In C++ we can set values for these uniforms by name using cf_material_set_uniform_vs for vertex shaders, or cf_material_set_uniform_fs for fragment shaders.

CF_Material has the cool feature to dynamically line up uniforms it stores with shaders. This means that a material can hold many different uniforms, but only those that have a matching name will be sent to the shader. All other are simply ignored. This is great for making materials that can be applied to many different shaders, or making many different shaders that share a common material. Mix-and-matching is highly encouraged!

You can set textures on a material as well via cf_material_set_texture_vs for the vertex shader, or cf_material_set_texture_fs for the fragment shader. More on textures in the next section.

Textures

Textures hold image data, as in pixels. Though in graphics we call them texels, not pixels. Actually, a texel can hold arbitrary data, but usually we just store one vec4 (in glsl) or CF_Color (in C++) per pixel. Texture data is fetched from a shader using what's called uv-coordinates.

UV-coordinates are two floats, each in the range from [0,1]. The coordinate (0, 0) is usually the top-left of a texture, while (1, 1) maps to the bottom-right of a texture. Each vertex typically has a unique uv coordinate used to fetch which pixel to draw.

Canvases

CF_Canvas represents a texture the GPU can render within. Instead of rendering to the screen itself, sometimes advanced rendering techniques require first rendering to a texture. This is common for some techniques such as reflections, or shadows. Here's an example image showing some basic reflections, using a canvas and some stenciling techniques.
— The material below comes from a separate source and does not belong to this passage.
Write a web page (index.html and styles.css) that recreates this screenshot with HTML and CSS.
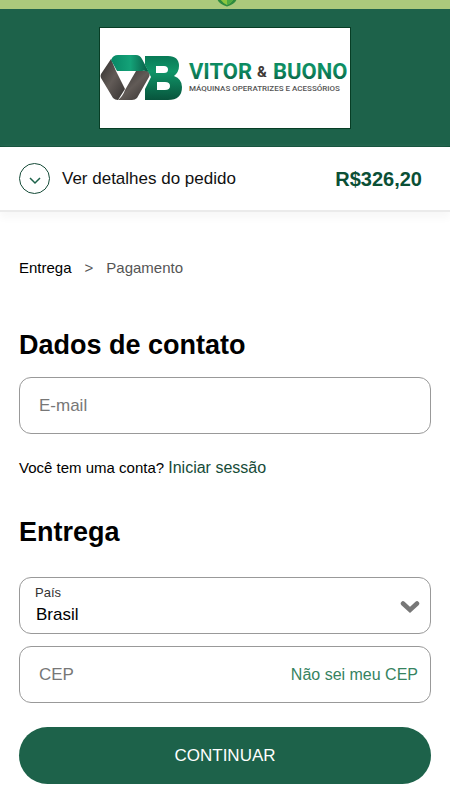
FILE: index.html
```html
<!DOCTYPE html>
<html lang="pt-BR">
<head>
<meta charset="utf-8">
<meta name="viewport" content="width=device-width, initial-scale=1">
<title>Vitor &amp; Buono - Entrega</title>
<link rel="stylesheet" href="styles.css">
</head>
<body>
<div class="security-strip">
  <svg width="20" height="7" viewBox="0 0 20 7" aria-hidden="true">
    <path d="M0 -6H20V-2Q19 4 10 6.500Q1 4 0 -2Z" fill="#2d8b3e"/>
    <path d="M3 -6H17V-2Q16 2 10 5Q4 2 3 -2Z" fill="#8cc63f"/>
    <path d="M10 -6H17V-2Q16 2 10 5Z" fill="#4daa43"/>
  </svg>
</div>
<header class="brand">
  <svg class="logo" width="250" height="100" viewBox="0 0 250 100" role="img" aria-label="Vitor &amp; Buono">
    <defs>
      <linearGradient id="green" x1="0" y1="0" x2="0" y2="1"><stop offset="0" stop-color="#087a56"/><stop offset=".35" stop-color="#109568"/><stop offset="1" stop-color="#08543c"/></linearGradient>
      <linearGradient id="top" x1="0" y1="0" x2="1" y2="0"><stop offset="0" stop-color="#078765"/><stop offset=".5" stop-color="#14a278"/><stop offset="1" stop-color="#075540"/></linearGradient>
      <linearGradient id="gray" x1="0" y1="0" x2="1" y2="1"><stop offset="0" stop-color="#302e2d"/><stop offset=".5" stop-color="#625b57"/><stop offset="1" stop-color="#353130"/></linearGradient>
    </defs>
    <path d="M11 31L1 46Q0 48 1 50L13 70Q15 72 18 72L25 61L16 43Z" fill="url(#gray)"/>
    <path d="M36 43H47Q51 45 49 49L37 70Q35 72 32 72H18Q23 68 25 62Z" fill="url(#gray)"/>
    <path d="M11 32Q13 27 18 27H36Q40 27 42 31L50 46Q47 42 42 43H17Z" fill="url(#top)"/>
    <path d="M45 28H68Q79 28 79 38Q79 44 74 48Q82 51 82 59Q82 72 68 72H45V61L51 49L45 37ZM56 38V45H64Q68 45 68 41.500Q68 38 64 38ZM57 54V62H65Q70 62 70 58Q70 54 65 54Z" fill="url(#green)" fill-rule="evenodd"/>
    <text class="logo-name" x="89" y="51">VITOR</text>
    <text class="logo-and" x="157" y="49">&amp;</text>
    <text class="logo-name" x="173" y="51">BUONO</text>
    <text class="logo-tagline" x="89" y="63">MÁQUINAS OPERATRIZES E ACESSÓRIOS</text>
  </svg>
</header>
<section class="summary">
  <button class="summary-toggle" type="button">
    <svg width="31" height="31" viewBox="0 0 31 31" fill="none" aria-hidden="true">
      <circle cx="15.500" cy="15.500" r="15" stroke="#164b38"/>
      <path d="M11 15L16 20L21 15" stroke="#1d624a" stroke-width="1.500"/>
    </svg>
    <span>Ver detalhes do pedido</span>
  </button>
  <strong class="total">R$326,20</strong>
</section>
<main class="checkout">
  <nav class="steps" aria-label="Etapas">
    <span class="current" aria-current="step">Entrega</span><span>&gt;</span><span>Pagamento</span>
  </nav>
  <form>
    <h2>Dados de contato</h2>
    <input class="control" type="email" placeholder="E-mail" aria-label="E-mail">
    <p class="account">Você tem uma conta? <a href="#login">Iniciar sessão</a></p>
    <h2>Entrega</h2>
    <div class="fields">
      <div class="select-field">
        <label for="country">País</label>
        <select class="control" id="country"><option>Brasil</option></select>
        <svg width="20" height="14" viewBox="0 0 20 14" fill="none" aria-hidden="true"><path d="M3 3.500L10 10L17 3.500" stroke="#777" stroke-width="4.500" stroke-linecap="round"/></svg>
      </div>
      <div class="control zip-field">
        <input type="text" placeholder="CEP" aria-label="CEP">
        <a href="#cep">Não sei meu CEP</a>
      </div>
    </div>
    <button class="submit" type="submit">CONTINUAR</button>
  </form>
</main>
</body>
</html>
```
FILE: styles.css
```css
* {
  box-sizing: border-box;
}

body {
  margin: 0;
  background: #fff;
  color: #000;
  font: 16px/20px "Liberation Sans", Arial, sans-serif;
}

a {
  text-decoration: none;
}

button,
input,
select {
  font: inherit;
}

.security-strip {
  display: flex;
  justify-content: center;
  height: 9px;
  padding-left: 4px;
  background: #abc97c;
}

.brand {
  display: flex;
  justify-content: center;
  padding: 19px 16px 18px;
  background: #1d624a;
  border-bottom: 1px solid #0b4c34;
}

.logo {
  display: block;
  background: #fff;
  outline: 1px solid #073d25;
}

.logo-name {
  fill: url(#green);
  font: bold 22px Roboto, sans-serif;
}

.logo-and {
  fill: #403936;
  font: bold 15px Roboto, sans-serif;
}

.logo-tagline {
  fill: #555;
  font: 500 8px Roboto, sans-serif;
}

.summary {
  display: flex;
  align-items: center;
  justify-content: space-between;
  height: 65px;
  padding: 0 28px 0 19px;
  border-bottom: 2px solid #ebebeb;
  box-shadow: 0 6px 8px #f8f8f8;
}

.summary-toggle {
  display: flex;
  align-items: center;
  gap: 12px;
  padding: 0;
  border: 0;
  background: none;
  color: #111;
  font-size: 17px;
}

.total {
  color: #0b5036;
  font-size: 20px;
}

.checkout {
  padding: 46px 19px 16px;
}

.steps {
  display: flex;
  gap: 13px;
  margin-bottom: 51px;
  color: #555;
  font-size: 15px;
}

.steps .current {
  color: #000;
}

h2 {
  margin: 0;
  font-size: 27px;
  line-height: 32px;
}

.control {
  display: block;
  width: 100%;
  height: 57px;
  padding: 0 19px;
  border: 1px solid #999;
  border-radius: 12px;
  background: #fff;
  font-size: 17px;
}

h2 + .control {
  margin-top: 16px;
}

input::placeholder {
  color: #777;
  opacity: 1;
}

.account {
  margin: 24px 0 38px;
  font-size: 15px;
}

.account a {
  color: #164b38;
  font-size: 16px;
}

.fields {
  display: grid;
  gap: 12px;
  margin: 29px 0 24px;
}

.select-field {
  position: relative;
}

.select-field label {
  position: absolute;
  top: 6px;
  left: 16px;
  color: #333;
  font-size: 13px;
}

.select-field select {
  padding: 18px 40px 0 16px;
  color: #000;
  appearance: none;
}

.select-field svg {
  position: absolute;
  top: 23px;
  right: 11px;
  pointer-events: none;
}

.zip-field {
  display: flex;
  align-items: center;
  gap: 12px;
  padding-right: 12px;
}

.zip-field input {
  flex: 1;
  min-width: 0;
  padding: 0;
  border: 0;
  outline: 0;
}

.zip-field a {
  color: #36835f;
  font-size: 16px;
}

.submit {
  display: block;
  width: 100%;
  height: 57px;
  border: 0;
  border-radius: 29px;
  background: #1d624a;
  color: #fff;
  font-size: 17px;
}
```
App's Default Render Canvas

The app window itself has a default canvas. This canvas is used for higher-level Drawing API to get things onto the screen. By default CF collects everything and automatically displays it onto the default canvas.

However, for custom rendering techniques you must fetch and render to the app's canvas to display rendered contents on the screen. Use cf_app_get_canvas along with cf_app_get_canvas_height and cf_app_get_canvas_width. You may then render to this canvas (or any other canvas) with cf_render_to.